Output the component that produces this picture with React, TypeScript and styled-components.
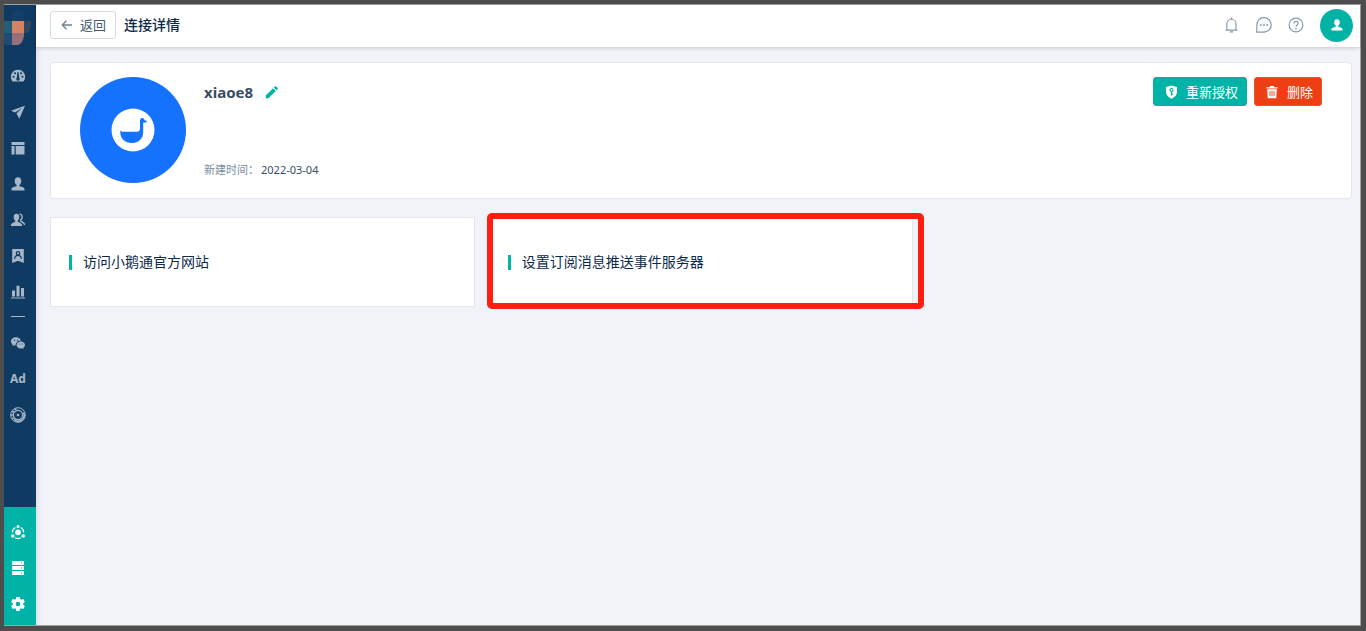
import React from "react";
import styled, { createGlobalStyle, css } from "styled-components";

const GlobalStyle = createGlobalStyle`
  *, *::before, *::after { box-sizing: border-box; }
  body {
    margin: 0;
    font-family: "Noto Sans", "Noto Sans CJK SC", sans-serif;
    color: #0b2a4a;
  }
  button { font: inherit; cursor: pointer; }
  a { color: inherit; text-decoration: none; }
  svg { display: block; flex: none; }
`;

const teal = "#00b3a6";
const line = "#e4e7eb";

const Frame = styled.div`
  display: flex;
  min-height: 100vh;
  border: solid #4d4d4d;
  border-width: 4px 5px 5px 4px;
`;

const Window = styled.div`
  display: flex;
  flex: 1;
  min-width: 0;
  border: solid #a0a2a4;
  border-width: 1px 1px 1px 0;
`;

const Sidebar = styled.aside`
  display: flex;
  flex-direction: column;
  flex: none;
  width: 32px;
  background: #0f3a61;
  color: #a5b7c8;
`;

const Brand = styled.a`
  height: 53px;
`;

const Nav = styled.nav<{ $active?: boolean }>`
  display: flex;
  flex-direction: column;
  ${(p) =>
    p.$active &&
    css`
      margin-top: auto;
      padding: 7px 0 3px;
      background: ${teal};
      color: #fff;
    `}
`;

const NavLink = styled.a`
  display: flex;
  align-items: center;
  justify-content: center;
  height: 36px;
  padding-right: 4px;
`;

const Divider = styled.hr`
  width: 14px;
  height: 1px;
  margin: 6px 0 8px 7px;
  border: 0;
  background: #a5b7c8;
`;

const Page = styled.div`
  display: flex;
  flex: 1;
  flex-direction: column;
  min-width: 0;
  background: #f2f3f8;
  box-shadow: inset 5px 0 5px -3px rgba(15, 58, 97, 0.1);
`;

const Header = styled.header`
  display: flex;
  align-items: center;
  height: 42px;
  padding: 0 7px 2px 14px;
  background: #fff;
  box-shadow: 0 1px 4px rgba(0, 0, 0, 0.18);
`;

const BackButton = styled.button`
  display: flex;
  align-items: center;
  gap: 6px;
  height: 28px;
  padding: 0 9px;
  border: 1px solid #d3dae0;
  border-radius: 3px;
  background: #fff;
  color: #425a70;
  font-size: 13px;
  line-height: 18px;
`;

const Title = styled.h1`
  margin: 0 auto 0 8px;
  font-size: 14px;
  line-height: 20px;
  font-weight: 500;
`;

const HeaderTools = styled.div`
  display: flex;
  align-items: center;
  gap: 16px;
  color: #8796a8;
`;

const IconButton = styled.button`
  padding: 0;
  border: 0;
  background: none;
  color: inherit;
`;

const UserButton = styled(IconButton)`
  display: flex;
  align-items: center;
  justify-content: center;
  width: 33px;
  height: 33px;
  border-radius: 50%;
  background: ${teal};
  color: #fff;
`;

const Content = styled.main`
  display: flex;
  flex-direction: column;
  gap: 18px;
  padding: 15px 8px 15px 14px;
`;

const Summary = styled.section`
  display: flex;
  gap: 18px;
  padding: 14px 29px 15px;
  border: 1px solid ${line};
  border-radius: 4px;
  background: #fff;
`;

const Details = styled.div`
  display: flex;
  flex: 1;
  flex-direction: column;
  justify-content: space-between;
  padding: 4px 0;
`;

const NameRow = styled.div`
  display: flex;
  align-items: center;
  gap: 12px;
`;

const Name = styled.h2`
  margin: 0;
  color: #364d63;
  font-size: 15px;
  line-height: 22px;
  font-weight: 700;
`;

const EditButton = styled(IconButton)`
  color: ${teal};
`;

const Created = styled.dl`
  display: flex;
  gap: 2px;
  margin: 0;
  color: #364d63;
  font-size: 11px;
  line-height: 18px;

  dt { color: #7a8ea0; }
  dd { margin: 0; }
`;

const Actions = styled.div`
  display: flex;
  align-items: flex-start;
  gap: 7px;
`;

const ActionButton = styled.button<{ $danger?: boolean }>`
  display: flex;
  align-items: center;
  gap: 8px;
  height: 29px;
  padding: 0 8px 0 10px;
  border: 1px solid ${(p) => (p.$danger ? "#f0562e" : teal)};
  border-radius: 3px;
  background: ${(p) => (p.$danger ? "#ee3f14" : teal)};
  color: #fff;
  font-size: 13px;
  line-height: 18px;
`;

const Cards = styled.div`
  display: grid;
  grid-template-columns: repeat(3, minmax(0, 1fr));
  gap: 14px;
`;

const LinkCard = styled.a<{ $highlight?: boolean }>`
  position: relative;
  display: flex;
  align-items: center;
  gap: 11px;
  height: 90px;
  padding: 0 18px;
  border: 1px solid ${line};
  background: #fff;
  font-size: 14px;
  line-height: 20px;

  &::before {
    content: "";
    width: 3px;
    height: 15px;
    background: ${teal};
  }

  ${(p) =>
    p.$highlight &&
    css`
      &::after {
        content: "";
        position: absolute;
        inset: -5px -12px -3px -3px;
        border: 6px solid #ff1e10;
        border-radius: 5px;
      }
    `}
`;

type IconProps = { size?: number; children: React.ReactNode };

const Icon = ({ size = 14, children }: IconProps) => (
  <svg width={size} height={size} viewBox="0 0 14 14" fill="currentColor" aria-hidden="true">
    {children}
  </svg>
);

const personPath =
  "M7 .3C4.9.3 3.7 1.8 3.7 3.9c0 1.800.8 3.300 1.900 4.100v1.100C4.800 9.800.500 10.100.500 12v1.500h13V12c0-1.900-4.300-2.200-5.100-2.900V8c1.100-.8 1.900-2.300 1.900-4.100C10.300 1.800 9.100.3 7 .3Z";

const mainIcons: [string, React.ReactNode][] = [
  [
    "仪表盘",
    <g key="i">
      <path d="M7 .8a7 7 0 0 0-5.900 10.900c.3.500.700.900 1.300.900h9.200c.6 0 1-.4 1.300-.9A7 7 0 0 0 7 .8Z" />
      <g fill="#0f3a61">
        <circle cx="2.500" cy="7.800" r="1" />
        <circle cx="4" cy="4.300" r="1" />
        <circle cx="10" cy="4.300" r="1" />
        <circle cx="11.500" cy="7.800" r="1" />
        <path d="M6.500 3h1l.7 5.800a1.700 1.700 0 1 1-2.400 0Z" />
      </g>
    </g>,
  ],
  ["推广", <path key="i" d="M14 .8 0 5.700l4 1.900 7-4.600-5.600 5.500 3 5.200Z" />],
  ["页面", <path key="i" d="M.5 1h13v3H.5ZM.5 5h3v8.500h-3ZM4.700 5h8.800v8.500H4.700Z" />],
  ["联系人", <path key="i" d={personPath} />],
  [
    "客户群",
    <g key="i">
      <path d="M5.500.8C3.700.8 2.700 2 2.700 3.900c0 1.600.6 2.900 1.500 3.600v1.200C3.300 9.500 0 9.900 0 11.800V13h11v-1.200c0-1.900-3.300-2.300-4.200-3.100V7.500c.9-.7 1.500-2 1.500-3.600C8.300 2 7.300.8 5.500.8Z" />
      <path d="M8.500 1.200c3-.5 3.500 4.300 1.100 5.900v1.200c1.200.9 4 1.300 4 3.700" fill="none" stroke="currentColor" strokeWidth="1.400" />
    </g>,
  ],
  [
    "会员",
    <g key="i">
      <path d="M1.200 0h11.600v14L7 11.800 1.200 14Z" />
      <g fill="none" stroke="#0f3a61" strokeWidth="1.200">
        <circle cx="7" cy="4.300" r="1.700" />
        <path d="M3.600 10c.2-3 1.500-3.700 3.400-3.700s3.200.7 3.400 3.700" />
      </g>
    </g>,
  ],
  ["数据分析", <path key="i" d="M1 5.500h3v6H1ZM5.500.8h3v10.700h-3ZM10 3h3v8.500h-3ZM0 12.500h14v1H0Z" />],
];

const channelIcons: [string, React.ReactNode][] = [
  [
    "微信",
    <g key="i">
      <path d="M5.100 1.300C2.300 1.300 0 3.100 0 5.500c0 1.300.7 2.400 1.800 3.200l-.4 1.500 1.800-.9 1.500.3C4.300 6.800 6.600 4.700 9.900 4.800 9.400 2.700 7.400 1.300 5.100 1.300Z" />
      <path d="M9.800 5.500c-2.400 0-4.200 1.500-4.200 3.500s1.800 3.500 4.200 3.500l1.400-.2 1.400.8-.3-1.300c1-.7 1.700-1.700 1.700-2.800 0-2-1.900-3.500-4.200-3.500Z" />
      <g fill="#0f3a61">
        <circle cx="3.500" cy="4.300" r=".7" />
        <circle cx="6.700" cy="4.300" r=".7" />
        <circle cx="8.400" cy="8" r=".6" />
        <circle cx="11.200" cy="8" r=".6" />
      </g>
    </g>,
  ],
];

const systemIcons: [string, React.ReactNode][] = [
  [
    "连接",
    <g key="i">
      <circle cx="7" cy="7.300" r="2.900" />
      <circle cx="7" cy="1.500" r="1.500" />
      <circle cx="1.800" cy="11" r="1.800" />
      <circle cx="12.200" cy="11" r="1.800" />
      <path d="M4.300 2.400a5.800 5.800 0 0 0-3 5.100M9.700 2.400a5.800 5.800 0 0 1 3 5.100M4.200 12.800a6 6 0 0 0 5.600 0" fill="none" stroke="currentColor" strokeWidth="1.100" />
    </g>,
  ],
  [
    "存储",
    <g key="i">
      <path d="M1.200 0h11.600v4H1.200ZM1.200 5h11.600v4H1.200ZM1.200 10h11.600v4H1.200Z" />
      <path d="M9.800 1.500h1.200v1H9.800ZM9.800 6.500h1.200v1H9.800ZM9.800 11.500h1.200v1H9.800Z" fill={teal} />
    </g>,
  ],
  [
    "设置",
    <g key="i" transform="translate(-1.400 -1.400) scale(.7)">
      <path d="M19.400 13a7.600 7.600 0 0 0 0-2l2.200-1.700c.2-.1.300-.4.100-.6l-2-3.500c-.1-.2-.4-.3-.6-.2l-2.500 1a7.300 7.300 0 0 0-1.700-1L14.500 2.400c0-.2-.2-.4-.5-.4h-4c-.3 0-.5.2-.5.4L9.100 5a7.700 7.700 0 0 0-1.700 1l-2.500-1c-.2-.1-.5 0-.6.2l-2 3.500c-.1.200-.1.500.1.600L4.600 11a8 8 0 0 0 0 2l-2.200 1.700c-.2.100-.2.400-.1.600l2 3.500c.1.200.4.300.6.200l2.500-1c.5.400 1.100.700 1.700 1l.4 2.600c0 .2.200.4.500.4h4c.3 0 .5-.2.500-.4l.4-2.600c.6-.3 1.200-.6 1.700-1l2.500 1c.2.100.5 0 .6-.2l2-3.500c.1-.2.100-.5-.1-.6ZM12 15.300a3.300 3.300 0 1 1 0-6.600 3.300 3.300 0 0 1 0 6.600Z" />
    </g>,
  ],
];

const AdLabel = styled.span`
  font-size: 12px;
  line-height: 16px;
  font-weight: 700;
`;

const Logo = () => (
  <svg width="32" height="42" viewBox="0 0 32 42" aria-hidden="true">
    <path d="M8 16V9q0-4 4-4h4q4 0 4 4v7Z" fill="#133f69" />
    <path d="M0 16h8v12H0Z" fill="#235e78" />
    <path d="M8 16h12v12H8Z" fill="#d48463" />
    <path d="M20 16h7v3q0 5-3 9h-4Z" fill="#30475f" />
    <path d="M0 28h8v12H3q-3 0-3-3Z" fill="#1d4b76" />
    <path d="M8 28h12v3q-1 7-6 9H8Z" fill="#96707b" />
  </svg>
);

const RingIcon = () => (
  <svg width="16" height="16" viewBox="0 0 16 16" fill="none" stroke="currentColor" aria-hidden="true">
    <circle cx="8" cy="8" r="7.300" strokeWidth="1" />
    <circle cx="8" cy="8" r="4.600" strokeWidth="1.200" />
    <path d="M6.500 2.100a6 6 0 0 0-3 9.900" strokeWidth="1.600" strokeDasharray="2 1.500" />
    <path d="M4 12.500a6 6 0 0 0 9.500-7" strokeWidth="1.600" />
    <circle cx="8" cy="8" r="1.300" fill="currentColor" stroke="none" />
  </svg>
);

const DuckAvatar = () => (
  <svg width="106" height="106" viewBox="0 0 106 106" role="img" aria-label="小鹅通">
    <circle cx="53" cy="53" r="53" fill="#1472ff" />
    <circle cx="53" cy="53" r="21.500" fill="#fff" />
    <path
      d="M40.300 53.500c.8 1 1.800 1.300 3.200 1.300h13.200c2.300 0 3.300-1 3.300-3.200V43.300c0-2.400 3-3.300 4.100-1.200l.3 1.200 2.200.5v1.600h-3.400v9.800c0 6.400-4.900 10.900-11.500 10.900s-11.400-4.500-11.400-10.500Z"
      fill="#1472ff"
    />
  </svg>
);

const NavItems = ({ items }: { items: [string, React.ReactNode][] }) => (
  <>
    {items.map(([label, art]) => (
      <NavLink key={label} href="#" aria-label={label}>
        <Icon>{art}</Icon>
      </NavLink>
    ))}
  </>
);

export default function App() {
  return (
    <>
      <GlobalStyle />
      <Frame>
        <Window>
          <Sidebar>
            <Brand href="#" aria-label="首页">
              <Logo />
            </Brand>
            <Nav aria-label="主菜单">
              <NavItems items={mainIcons} />
              <Divider />
              <NavItems items={channelIcons} />
              <NavLink href="#">
                <AdLabel>Ad</AdLabel>
              </NavLink>
              <NavLink href="#" aria-label="小程序">
                <RingIcon />
              </NavLink>
            </Nav>
            <Nav $active aria-label="系统菜单">
              <NavItems items={systemIcons} />
            </Nav>
          </Sidebar>

          <Page>
            <Header>
              <BackButton type="button">
                <Icon>
                  <path d="M12 7H2.500M6.500 2.800 2.300 7l4.200 4.200" fill="none" stroke="#6f8193" strokeWidth="1.300" />
                </Icon>
                返回
              </BackButton>
              <Title>连接详情</Title>
              <HeaderTools>
                <IconButton type="button" aria-label="通知">
                  <Icon size={16}>
                    <g fill="none" stroke="currentColor" strokeWidth="1">
                      <path d="M1.300 11.500h10.400M2.500 11.500V6a4 4 0 0 1 8 0v5.500M6.500 .5V2M5.100 13h2.800" />
                    </g>
                  </Icon>
                </IconButton>
                <IconButton type="button" aria-label="消息">
                  <Icon size={16}>
                    <path d="M.7 13.200V7A6.300 6.300 0 1 1 7 13.200Z" fill="none" stroke="currentColor" />
                    <circle cx="4.200" cy="7" r=".8" />
                    <circle cx="7" cy="7" r=".8" />
                    <circle cx="9.800" cy="7" r=".8" />
                  </Icon>
                </IconButton>
                <IconButton type="button" aria-label="帮助">
                  <Icon size={16}>
                    <g fill="none" stroke="currentColor">
                      <circle cx="7" cy="7" r="6" />
                      <path d="M5.100 5.600c0-2.400 3.800-2.300 3.800 0C8.900 7 7 7 7 8.500" />
                    </g>
                    <circle cx="7" cy="10.200" r=".7" />
                  </Icon>
                </IconButton>
                <UserButton type="button" aria-label="账户">
                  <Icon size={12}>
                    <path d={personPath} />
                  </Icon>
                </UserButton>
              </HeaderTools>
            </Header>

            <Content>
              <Summary>
                <DuckAvatar />
                <Details>
                  <NameRow>
                    <Name>xiaoe8</Name>
                    <EditButton type="button" aria-label="编辑名称">
                      <Icon size={13}>
                        <path d="M.8 13.200V10.300L8.700 2.400l2.900 2.900-7.900 7.900ZM9.500 1.600 10.600.5q.7-.6 1.400 0l1.500 1.500q.6.700 0 1.400l-1.100 1.100Z" />
                      </Icon>
                    </EditButton>
                  </NameRow>
                  <Created>
                    <dt>新建时间：</dt>
                    <dd>2022-03-04</dd>
                  </Created>
                </Details>
                <Actions>
                  <ActionButton type="button">
                    <Icon>
                      <path d="M7.500.5 13 2v4.500c0 3.500-2.500 6-5.500 7.300C4.500 12.500 2 10 2 6.500V2Z" />
                      <g fill="none" stroke={teal} strokeWidth="1.200">
                        <circle cx="7.500" cy="5" r="1.500" />
                        <path d="M7.500 6.500v4M7.500 9.200H9" />
                      </g>
                    </Icon>
                    重新授权
                  </ActionButton>
                  <ActionButton type="button" $danger>
                    <Icon>
                      <path d="M5 1h4v1.200h3.700v1.300H1.300V2.200H5Z" />
                      <path d="M2.200 4.200h9.600l-.5 9H2.700Z" />
                      <path d="M5 6v5.200M7 6v5.200M9 6v5.200" stroke="#ee3f14" strokeWidth=".9" />
                    </Icon>
                    删除
                  </ActionButton>
                </Actions>
              </Summary>

              <Cards>
                <LinkCard href="#">访问小鹅通官方网站</LinkCard>
                <LinkCard href="#" $highlight>
                  设置订阅消息推送事件服务器
                </LinkCard>
              </Cards>
            </Content>
          </Page>
        </Window>
      </Frame>
    </>
  );
}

******************************

Written task
Count how many lines of the listing above include "React" and report that number alone.

Worked answer
7